#### DATA SUPPLIED

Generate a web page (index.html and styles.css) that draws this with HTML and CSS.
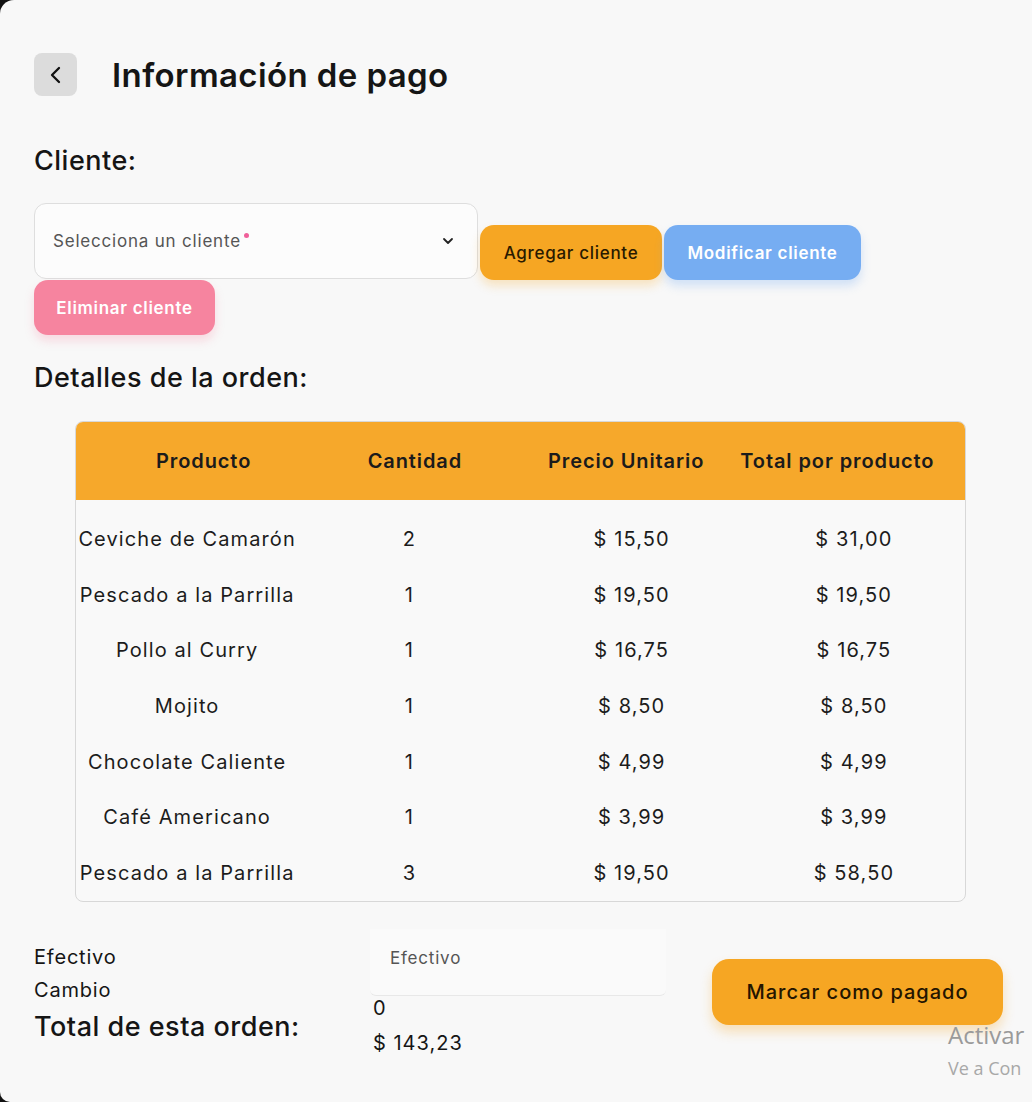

########
#### DATA SUPPLIED

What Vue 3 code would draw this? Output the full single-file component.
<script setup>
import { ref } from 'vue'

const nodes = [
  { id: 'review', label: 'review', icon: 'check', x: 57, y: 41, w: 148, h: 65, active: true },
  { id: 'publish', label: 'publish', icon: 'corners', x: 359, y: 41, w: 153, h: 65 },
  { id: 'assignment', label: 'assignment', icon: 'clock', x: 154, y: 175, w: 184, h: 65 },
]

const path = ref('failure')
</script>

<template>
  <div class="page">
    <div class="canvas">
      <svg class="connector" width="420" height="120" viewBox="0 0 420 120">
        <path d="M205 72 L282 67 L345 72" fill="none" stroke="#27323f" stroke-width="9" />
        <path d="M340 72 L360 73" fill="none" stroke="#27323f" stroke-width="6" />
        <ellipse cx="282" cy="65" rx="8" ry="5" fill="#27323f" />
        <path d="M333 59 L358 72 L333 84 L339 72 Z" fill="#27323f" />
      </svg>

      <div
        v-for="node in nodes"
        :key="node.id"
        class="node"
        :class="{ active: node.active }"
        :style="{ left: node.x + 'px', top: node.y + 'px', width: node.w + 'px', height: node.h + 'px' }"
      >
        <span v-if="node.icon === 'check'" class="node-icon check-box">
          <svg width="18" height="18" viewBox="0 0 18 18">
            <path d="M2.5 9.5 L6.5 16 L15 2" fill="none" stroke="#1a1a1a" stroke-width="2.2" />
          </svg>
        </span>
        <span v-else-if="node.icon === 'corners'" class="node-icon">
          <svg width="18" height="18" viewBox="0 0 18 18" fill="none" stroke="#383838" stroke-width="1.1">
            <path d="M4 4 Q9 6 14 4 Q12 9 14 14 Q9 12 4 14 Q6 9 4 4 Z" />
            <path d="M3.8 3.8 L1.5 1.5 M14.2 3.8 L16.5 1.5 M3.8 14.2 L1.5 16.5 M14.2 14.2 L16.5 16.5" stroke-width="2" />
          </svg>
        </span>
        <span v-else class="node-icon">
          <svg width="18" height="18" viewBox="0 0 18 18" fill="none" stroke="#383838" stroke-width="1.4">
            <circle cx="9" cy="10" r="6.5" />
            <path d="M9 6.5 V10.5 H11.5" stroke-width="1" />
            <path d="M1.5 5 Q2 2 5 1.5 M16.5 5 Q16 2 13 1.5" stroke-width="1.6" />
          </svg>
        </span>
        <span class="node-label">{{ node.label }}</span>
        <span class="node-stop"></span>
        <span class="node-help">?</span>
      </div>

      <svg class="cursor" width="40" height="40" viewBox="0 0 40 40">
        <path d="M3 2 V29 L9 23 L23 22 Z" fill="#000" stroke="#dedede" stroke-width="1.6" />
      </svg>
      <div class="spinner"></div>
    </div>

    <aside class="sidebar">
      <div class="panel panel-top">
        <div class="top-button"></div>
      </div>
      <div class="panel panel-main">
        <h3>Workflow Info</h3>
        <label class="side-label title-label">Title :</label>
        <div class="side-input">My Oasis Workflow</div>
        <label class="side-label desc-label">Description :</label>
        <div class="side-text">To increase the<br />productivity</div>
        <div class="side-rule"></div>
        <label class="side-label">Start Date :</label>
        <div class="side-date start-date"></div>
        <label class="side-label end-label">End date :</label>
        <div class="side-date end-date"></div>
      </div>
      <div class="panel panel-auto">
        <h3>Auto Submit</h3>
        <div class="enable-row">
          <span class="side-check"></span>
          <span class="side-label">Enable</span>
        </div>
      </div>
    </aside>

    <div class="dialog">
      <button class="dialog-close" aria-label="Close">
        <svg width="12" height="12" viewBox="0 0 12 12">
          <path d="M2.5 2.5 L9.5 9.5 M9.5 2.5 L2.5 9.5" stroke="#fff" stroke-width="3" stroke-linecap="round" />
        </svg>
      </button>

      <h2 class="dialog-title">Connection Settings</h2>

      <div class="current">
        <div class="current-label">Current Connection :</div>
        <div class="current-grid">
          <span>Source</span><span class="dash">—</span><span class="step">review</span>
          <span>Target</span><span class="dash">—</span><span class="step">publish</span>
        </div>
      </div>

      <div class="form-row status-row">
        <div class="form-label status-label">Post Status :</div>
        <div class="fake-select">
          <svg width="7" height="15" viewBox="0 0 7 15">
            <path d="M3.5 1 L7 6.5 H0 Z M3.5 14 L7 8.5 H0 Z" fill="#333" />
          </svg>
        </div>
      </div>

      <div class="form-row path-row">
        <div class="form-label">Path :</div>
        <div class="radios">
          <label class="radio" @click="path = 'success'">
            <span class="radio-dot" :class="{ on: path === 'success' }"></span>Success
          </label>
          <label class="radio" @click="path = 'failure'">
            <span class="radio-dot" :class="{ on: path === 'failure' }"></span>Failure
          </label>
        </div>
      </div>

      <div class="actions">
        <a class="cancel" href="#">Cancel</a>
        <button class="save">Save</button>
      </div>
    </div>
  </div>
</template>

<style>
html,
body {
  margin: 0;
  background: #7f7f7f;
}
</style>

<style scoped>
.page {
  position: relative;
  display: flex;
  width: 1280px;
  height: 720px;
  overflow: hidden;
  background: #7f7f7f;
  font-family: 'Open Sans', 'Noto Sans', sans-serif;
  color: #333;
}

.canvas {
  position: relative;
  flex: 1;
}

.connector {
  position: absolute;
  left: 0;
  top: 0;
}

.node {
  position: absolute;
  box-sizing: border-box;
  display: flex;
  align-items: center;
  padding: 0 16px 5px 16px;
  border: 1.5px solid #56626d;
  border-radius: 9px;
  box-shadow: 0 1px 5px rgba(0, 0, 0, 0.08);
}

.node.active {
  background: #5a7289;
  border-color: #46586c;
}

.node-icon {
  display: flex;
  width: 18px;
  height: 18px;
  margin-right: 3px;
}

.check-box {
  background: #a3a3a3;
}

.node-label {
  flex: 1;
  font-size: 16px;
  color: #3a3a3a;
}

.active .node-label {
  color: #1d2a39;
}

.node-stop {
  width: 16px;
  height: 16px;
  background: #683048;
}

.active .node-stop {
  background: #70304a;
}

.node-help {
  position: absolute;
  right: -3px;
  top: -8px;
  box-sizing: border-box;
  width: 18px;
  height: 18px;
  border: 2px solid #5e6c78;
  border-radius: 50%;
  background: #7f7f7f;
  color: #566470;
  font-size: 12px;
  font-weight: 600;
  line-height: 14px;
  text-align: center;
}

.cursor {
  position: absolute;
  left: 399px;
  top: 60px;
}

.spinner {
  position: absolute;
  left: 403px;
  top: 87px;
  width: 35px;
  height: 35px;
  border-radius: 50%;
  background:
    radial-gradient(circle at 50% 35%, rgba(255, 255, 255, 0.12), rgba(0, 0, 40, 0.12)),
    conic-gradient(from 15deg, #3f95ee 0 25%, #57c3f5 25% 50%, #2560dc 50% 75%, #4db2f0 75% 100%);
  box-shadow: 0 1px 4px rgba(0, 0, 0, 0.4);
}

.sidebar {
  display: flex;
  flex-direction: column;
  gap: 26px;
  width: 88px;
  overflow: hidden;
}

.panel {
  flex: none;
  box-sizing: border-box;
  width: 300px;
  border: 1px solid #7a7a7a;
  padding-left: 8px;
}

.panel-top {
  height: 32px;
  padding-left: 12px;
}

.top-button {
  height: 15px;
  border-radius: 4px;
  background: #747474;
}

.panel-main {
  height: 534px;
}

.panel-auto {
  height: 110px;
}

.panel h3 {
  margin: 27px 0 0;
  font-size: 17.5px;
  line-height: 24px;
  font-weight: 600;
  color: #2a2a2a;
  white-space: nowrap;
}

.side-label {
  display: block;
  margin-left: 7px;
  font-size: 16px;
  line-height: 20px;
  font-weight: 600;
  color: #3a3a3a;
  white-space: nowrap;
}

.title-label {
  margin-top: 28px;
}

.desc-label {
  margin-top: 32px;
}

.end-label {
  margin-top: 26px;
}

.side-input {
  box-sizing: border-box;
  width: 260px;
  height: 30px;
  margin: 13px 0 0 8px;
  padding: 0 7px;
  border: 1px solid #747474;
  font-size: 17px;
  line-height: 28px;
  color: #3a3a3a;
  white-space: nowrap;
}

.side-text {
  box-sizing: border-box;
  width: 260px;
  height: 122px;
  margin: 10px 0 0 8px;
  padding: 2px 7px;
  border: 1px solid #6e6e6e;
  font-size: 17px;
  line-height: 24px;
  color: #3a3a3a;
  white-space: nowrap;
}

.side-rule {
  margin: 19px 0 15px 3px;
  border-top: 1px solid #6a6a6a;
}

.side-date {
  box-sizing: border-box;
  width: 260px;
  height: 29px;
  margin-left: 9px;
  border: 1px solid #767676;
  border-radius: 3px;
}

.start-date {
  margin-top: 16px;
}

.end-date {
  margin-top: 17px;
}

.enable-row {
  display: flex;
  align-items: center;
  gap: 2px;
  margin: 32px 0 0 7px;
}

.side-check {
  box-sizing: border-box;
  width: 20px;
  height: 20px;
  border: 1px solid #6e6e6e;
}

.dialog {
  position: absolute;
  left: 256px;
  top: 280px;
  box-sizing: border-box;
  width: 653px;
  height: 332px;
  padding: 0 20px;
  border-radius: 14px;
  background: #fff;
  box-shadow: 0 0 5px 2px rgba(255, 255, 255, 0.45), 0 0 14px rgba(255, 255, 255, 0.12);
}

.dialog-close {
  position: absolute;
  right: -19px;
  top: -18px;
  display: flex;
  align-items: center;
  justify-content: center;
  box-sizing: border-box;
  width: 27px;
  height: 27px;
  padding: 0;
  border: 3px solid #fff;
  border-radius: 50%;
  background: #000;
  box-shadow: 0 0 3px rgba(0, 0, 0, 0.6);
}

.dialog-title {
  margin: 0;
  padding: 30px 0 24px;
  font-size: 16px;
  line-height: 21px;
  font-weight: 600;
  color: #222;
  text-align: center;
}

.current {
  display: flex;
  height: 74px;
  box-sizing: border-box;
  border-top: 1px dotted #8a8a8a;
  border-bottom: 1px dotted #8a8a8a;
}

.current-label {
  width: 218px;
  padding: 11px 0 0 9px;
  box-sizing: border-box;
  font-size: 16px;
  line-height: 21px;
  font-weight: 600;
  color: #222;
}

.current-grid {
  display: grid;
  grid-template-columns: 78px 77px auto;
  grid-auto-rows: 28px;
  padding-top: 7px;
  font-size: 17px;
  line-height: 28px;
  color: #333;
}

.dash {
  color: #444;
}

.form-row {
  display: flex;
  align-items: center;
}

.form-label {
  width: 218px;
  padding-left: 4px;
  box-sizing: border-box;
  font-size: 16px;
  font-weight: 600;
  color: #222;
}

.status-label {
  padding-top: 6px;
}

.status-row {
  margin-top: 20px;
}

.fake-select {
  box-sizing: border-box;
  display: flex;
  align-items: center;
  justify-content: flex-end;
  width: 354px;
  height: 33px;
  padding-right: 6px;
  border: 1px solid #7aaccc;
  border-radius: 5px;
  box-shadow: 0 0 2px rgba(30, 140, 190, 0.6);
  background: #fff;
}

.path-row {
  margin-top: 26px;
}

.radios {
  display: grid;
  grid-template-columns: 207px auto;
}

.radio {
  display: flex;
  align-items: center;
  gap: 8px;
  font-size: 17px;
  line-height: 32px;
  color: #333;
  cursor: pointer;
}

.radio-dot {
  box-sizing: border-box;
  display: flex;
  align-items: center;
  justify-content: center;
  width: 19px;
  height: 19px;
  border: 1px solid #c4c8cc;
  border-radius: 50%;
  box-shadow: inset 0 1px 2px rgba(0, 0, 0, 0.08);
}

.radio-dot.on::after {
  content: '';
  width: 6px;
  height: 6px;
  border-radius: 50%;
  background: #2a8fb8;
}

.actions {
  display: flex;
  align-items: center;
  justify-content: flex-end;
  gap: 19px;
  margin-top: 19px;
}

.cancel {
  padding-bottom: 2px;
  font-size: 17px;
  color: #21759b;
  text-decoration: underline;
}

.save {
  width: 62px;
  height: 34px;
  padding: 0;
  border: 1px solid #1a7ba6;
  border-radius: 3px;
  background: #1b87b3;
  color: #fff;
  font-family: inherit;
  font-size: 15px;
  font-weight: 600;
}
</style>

########
#### DATA SUPPLIED

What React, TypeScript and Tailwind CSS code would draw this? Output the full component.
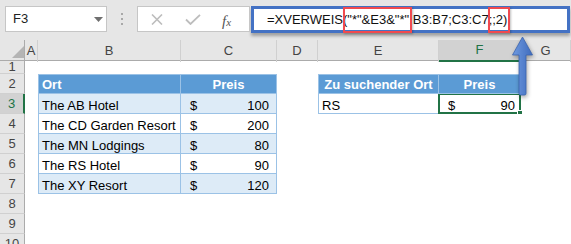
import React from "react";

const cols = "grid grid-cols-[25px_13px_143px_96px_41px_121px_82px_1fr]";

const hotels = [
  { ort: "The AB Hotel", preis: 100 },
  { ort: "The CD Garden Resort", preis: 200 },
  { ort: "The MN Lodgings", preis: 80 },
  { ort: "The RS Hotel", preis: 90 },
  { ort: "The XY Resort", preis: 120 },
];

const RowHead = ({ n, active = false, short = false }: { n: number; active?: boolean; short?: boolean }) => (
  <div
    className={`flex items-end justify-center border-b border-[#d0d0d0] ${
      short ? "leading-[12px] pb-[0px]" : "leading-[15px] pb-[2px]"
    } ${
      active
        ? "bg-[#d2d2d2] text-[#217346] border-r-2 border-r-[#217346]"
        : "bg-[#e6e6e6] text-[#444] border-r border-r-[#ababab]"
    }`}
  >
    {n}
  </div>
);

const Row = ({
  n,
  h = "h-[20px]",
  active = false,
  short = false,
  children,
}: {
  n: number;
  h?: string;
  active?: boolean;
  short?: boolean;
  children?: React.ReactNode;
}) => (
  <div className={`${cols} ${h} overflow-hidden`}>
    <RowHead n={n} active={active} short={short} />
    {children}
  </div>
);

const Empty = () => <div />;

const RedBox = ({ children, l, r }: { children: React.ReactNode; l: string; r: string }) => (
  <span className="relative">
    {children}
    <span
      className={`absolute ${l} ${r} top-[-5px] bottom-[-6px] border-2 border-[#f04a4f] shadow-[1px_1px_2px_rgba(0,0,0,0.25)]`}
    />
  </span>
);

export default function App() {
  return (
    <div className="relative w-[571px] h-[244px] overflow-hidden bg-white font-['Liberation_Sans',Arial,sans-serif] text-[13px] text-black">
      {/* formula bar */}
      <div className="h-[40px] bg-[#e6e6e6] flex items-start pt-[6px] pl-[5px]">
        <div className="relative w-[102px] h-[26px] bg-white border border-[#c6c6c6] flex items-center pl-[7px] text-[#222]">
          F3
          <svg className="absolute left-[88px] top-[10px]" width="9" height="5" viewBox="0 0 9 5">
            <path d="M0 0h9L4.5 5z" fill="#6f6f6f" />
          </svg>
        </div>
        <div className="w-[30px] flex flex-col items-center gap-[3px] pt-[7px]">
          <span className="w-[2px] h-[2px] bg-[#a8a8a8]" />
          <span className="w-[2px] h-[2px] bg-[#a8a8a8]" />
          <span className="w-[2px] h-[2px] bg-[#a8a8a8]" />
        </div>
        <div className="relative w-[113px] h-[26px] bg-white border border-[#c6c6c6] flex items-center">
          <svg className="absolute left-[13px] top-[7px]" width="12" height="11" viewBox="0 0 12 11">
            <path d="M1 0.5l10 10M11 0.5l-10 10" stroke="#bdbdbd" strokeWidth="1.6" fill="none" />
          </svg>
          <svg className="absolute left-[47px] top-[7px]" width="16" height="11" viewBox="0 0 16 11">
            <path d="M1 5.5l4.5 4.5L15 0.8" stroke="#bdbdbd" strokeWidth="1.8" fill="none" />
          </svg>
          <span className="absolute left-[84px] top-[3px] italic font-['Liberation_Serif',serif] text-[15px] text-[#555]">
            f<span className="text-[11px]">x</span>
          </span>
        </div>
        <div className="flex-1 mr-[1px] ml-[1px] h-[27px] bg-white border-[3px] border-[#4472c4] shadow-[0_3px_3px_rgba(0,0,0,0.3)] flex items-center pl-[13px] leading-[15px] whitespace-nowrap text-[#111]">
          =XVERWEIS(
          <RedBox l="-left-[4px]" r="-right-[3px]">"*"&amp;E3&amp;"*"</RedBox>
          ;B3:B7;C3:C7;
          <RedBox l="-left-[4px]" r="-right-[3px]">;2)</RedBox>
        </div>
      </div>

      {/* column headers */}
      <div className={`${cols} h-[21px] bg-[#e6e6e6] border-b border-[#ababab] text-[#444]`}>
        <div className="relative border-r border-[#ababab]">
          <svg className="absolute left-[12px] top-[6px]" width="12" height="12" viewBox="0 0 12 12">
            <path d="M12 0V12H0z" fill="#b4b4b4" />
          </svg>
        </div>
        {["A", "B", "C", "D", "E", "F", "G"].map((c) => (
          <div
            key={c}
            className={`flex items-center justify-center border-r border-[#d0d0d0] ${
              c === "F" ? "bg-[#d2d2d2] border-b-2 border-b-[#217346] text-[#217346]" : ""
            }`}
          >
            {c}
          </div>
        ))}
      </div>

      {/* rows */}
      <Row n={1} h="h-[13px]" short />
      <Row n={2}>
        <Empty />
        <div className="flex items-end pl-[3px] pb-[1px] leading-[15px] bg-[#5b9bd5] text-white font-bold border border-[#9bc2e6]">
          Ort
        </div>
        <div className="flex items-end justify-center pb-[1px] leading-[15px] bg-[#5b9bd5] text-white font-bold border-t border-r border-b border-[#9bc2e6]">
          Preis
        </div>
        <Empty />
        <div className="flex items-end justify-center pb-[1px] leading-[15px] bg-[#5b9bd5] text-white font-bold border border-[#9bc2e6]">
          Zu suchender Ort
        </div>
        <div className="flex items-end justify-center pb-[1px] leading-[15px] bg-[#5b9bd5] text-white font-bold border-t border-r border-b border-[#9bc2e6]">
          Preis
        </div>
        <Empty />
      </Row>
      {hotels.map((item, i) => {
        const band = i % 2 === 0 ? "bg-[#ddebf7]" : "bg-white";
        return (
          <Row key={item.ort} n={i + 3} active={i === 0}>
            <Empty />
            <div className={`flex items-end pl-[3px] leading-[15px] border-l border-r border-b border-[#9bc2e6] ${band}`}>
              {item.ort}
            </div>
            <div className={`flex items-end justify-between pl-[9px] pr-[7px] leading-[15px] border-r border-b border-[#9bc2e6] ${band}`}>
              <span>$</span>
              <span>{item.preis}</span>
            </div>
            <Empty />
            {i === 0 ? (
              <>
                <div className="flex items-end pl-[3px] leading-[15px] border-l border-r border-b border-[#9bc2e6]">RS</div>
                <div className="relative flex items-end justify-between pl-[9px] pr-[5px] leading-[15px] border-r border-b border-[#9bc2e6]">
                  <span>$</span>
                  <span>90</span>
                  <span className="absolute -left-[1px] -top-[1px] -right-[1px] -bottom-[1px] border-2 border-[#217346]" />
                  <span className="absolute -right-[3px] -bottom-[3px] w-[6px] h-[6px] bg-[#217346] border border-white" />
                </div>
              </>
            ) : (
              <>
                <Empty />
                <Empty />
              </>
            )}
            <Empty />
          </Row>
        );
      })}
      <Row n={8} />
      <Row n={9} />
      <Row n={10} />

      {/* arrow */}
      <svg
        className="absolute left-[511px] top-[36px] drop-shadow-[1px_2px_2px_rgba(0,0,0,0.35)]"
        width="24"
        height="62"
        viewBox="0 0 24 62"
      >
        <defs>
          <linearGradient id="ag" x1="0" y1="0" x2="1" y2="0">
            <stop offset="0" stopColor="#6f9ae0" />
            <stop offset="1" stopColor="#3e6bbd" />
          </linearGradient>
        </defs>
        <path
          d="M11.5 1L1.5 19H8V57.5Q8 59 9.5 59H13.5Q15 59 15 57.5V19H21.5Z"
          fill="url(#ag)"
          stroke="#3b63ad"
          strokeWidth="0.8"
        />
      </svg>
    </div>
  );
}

########

## PROBLEM STATEMENT
Filter the entries above down to the lines containing the word "React".

## SOLVED PROBLEM
What React, TypeScript and Tailwind CSS code would draw this? Output the full component.
import React from "react";
  children?: React.ReactNode;
const RedBox = ({ children, l, r }: { children: React.ReactNode; l: string; r: string }) => (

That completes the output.